Mortgage demand falls


Demand for home loans fell sharply again last month with British banks reporting a 13 per cent drop in approvals for September.

The drop to 29,300 from 33,700 approvals in August came as one housing expert prepared to slash his forecast for 1996 house price rises to just 2 per cent. Rob Thomas, an analyst at the Swiss banking group UBS, said he would be revising downwards his earlier forecast of a 5 per cent rise next year.

"After the weakness suffered by the market this year, it is hard to see how it will be possible for house prices to show such a marked rise so quickly," Mr Thomas said. "I am still optimistic, but I do not believe things will pick up dramatically in the short term."

A drop in approval numbers is often expected in September, at the end of the home-buying season. But Roger Brown, director of statistics and information at the British Bankers' Association, said the comparable drop last year was 4 per cent. "One would not want to read too much into one month's figures but they do show that mortgage lending in September was subdued for banks," he said. Seasonally adjusted lending fell from pounds 597m in August to pounds 546m last month

Exact comparisons with last year are difficult because of the addition of figures from Cheltenham & Gloucester, the building society recently taken over by Lloyds Bank.

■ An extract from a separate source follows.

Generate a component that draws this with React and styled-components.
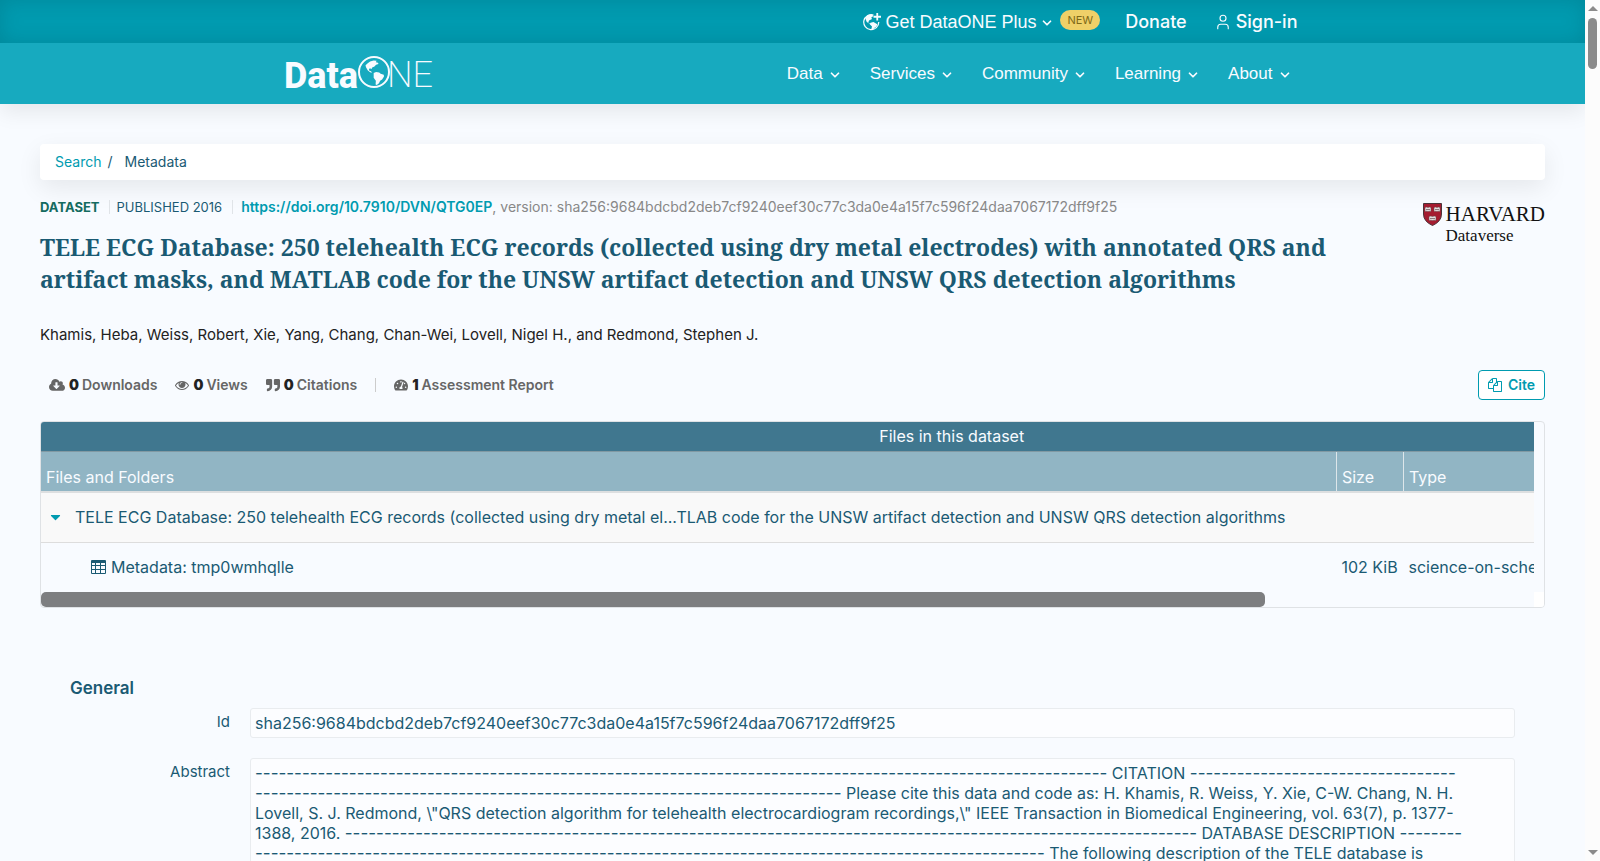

But Ian Shepherdson, an analyst at HSBC Greenwell, claimed the seasonally adjusted figures from the BBA showed the market was now on the mend "The danger with looking at statistics like this in a superficial manner is that they do not tell the full story.''

Although the early part of the year was a disaster for the housing market, seasonally adjusted figures for loan approvals from banks and building societies showed a consistent rise in the past four months, up 19 per cent, he said.

Inland Revenue transaction records also showed a 3 per cent rise in September over August. "If we add this to the slight house price rises recorded by Halifax and Nationwide in the past couple of months, there are signs that the situation is changing."